Lastly, as mentioned earlier regarding long-term pure bond funds, categories such as primary bond funds, secondary bond funds, and convertible bond funds were discussed, but short-term pure bond funds were not mentioned. What are these?

In pure bond funds, the term "long-term" or "short-term" refers to the duration of the bonds held by the fund. Those with longer durations are more sensitive to changes in market interest rates, while those with shorter durations are less sensitive.

Therefore, when market interest rates are adjusted upward, short-term pure bond funds may not necessarily incur losses, or the extent of the losses may be smaller compared to long-term funds.

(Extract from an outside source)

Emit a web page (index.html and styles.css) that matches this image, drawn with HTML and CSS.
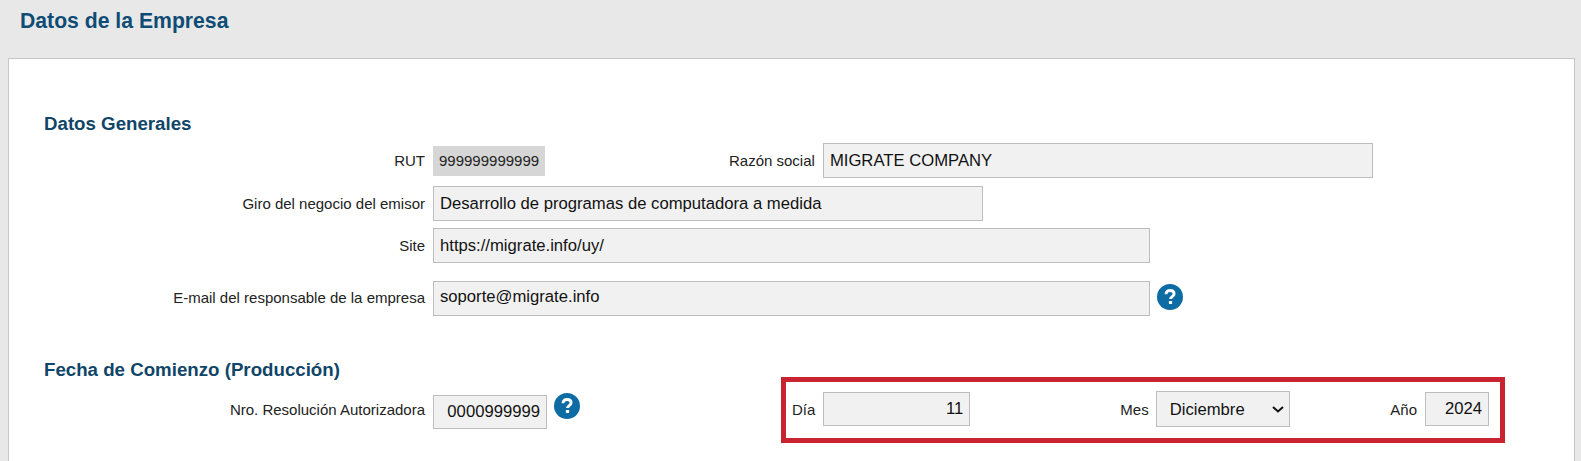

Correspondingly, when it comes to making profits, the degree will also be smaller.

Currently, some institutions in the market believe that with the improvement of the domestic epidemic situation, policies will not continue to be loose, and thus the bond bull market that has been ongoing for the past two years has come to an end. Consequently, the performance of long-term pure bond funds will not be very good moving forward. If you believe in this judgment and cannot find particularly good conservative investment methods, you might consider short-term pure bond funds, which can mostly outperform Yu'e Bao.

Of course, there are also different opinions, such as those who believe that the recent downturn in the bond market is just a short-term fluctuation, and those factors will not end the bond bull market. Moreover, the CPI data in April has improved, which has provided some room for monetary policy, so it is also possible that market interest rates may continue to decrease, and the bond bull market has not yet ended.

In summary, it is not very difficult to avoid losses when investing in bond funds. By choosing the right category, the right product, and persisting in holding, the probability of incurring losses will be very small.